Built in 1959 in Joplin, Missouri, this house designed by Bruce Goff was recently on the market, allowing me to grab the following photos from Realtor.com.   The house, designed for L. A. Freeman, boasts an impressively intact interior.  The exterior has had easily reversible alterations made to it.   Goff’s use of glass cullet in and around the house is striking and highly memorable.

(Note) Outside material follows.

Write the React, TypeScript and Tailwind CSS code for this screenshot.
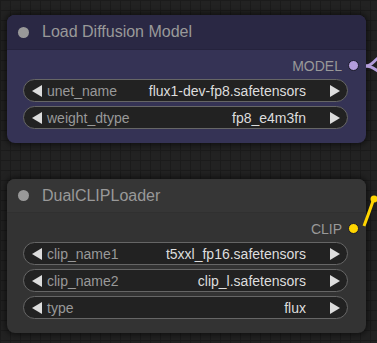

If you are not familiar with Goff’s work, here is a video made shortly before he died in 1982 which is definitely worth watching:   We Don’t Like Your House, Either!

 

Entry elevation.

 

Goff loved glass cullet, and the Freeman house is full of it!

 

Spire-like chimney and posts crowned with cullet.

 

The cullet-filled planter in the foreground frames the steps to the living room.

 

Fireplace with peripherally sky-lit chimney.

 

The split-level plan has a central stair.

 

Entry/stair/seating/bar/hall.

 

How could anyone not love this place?!

 

Looking up toward the bedroom level.

 

Family room.

 

Another view of the living room.

 

The beautifully intact kitchen!

 

Stair to bedroom level.

 

Bedroom.

 

Bedroom.

 

Bathroom.

 

This photo hanging on an interior wall shows the rear of the house as originally constructed. The fantastic screened room has been replaced by an open deck and the vertical siding – which originally had a natural finish – has been replaced with painted shingles and clapboard.

 

The abbreviated version of the porch as it is today.

 

A scene in the yard…

 

More cullet…

 

…and more.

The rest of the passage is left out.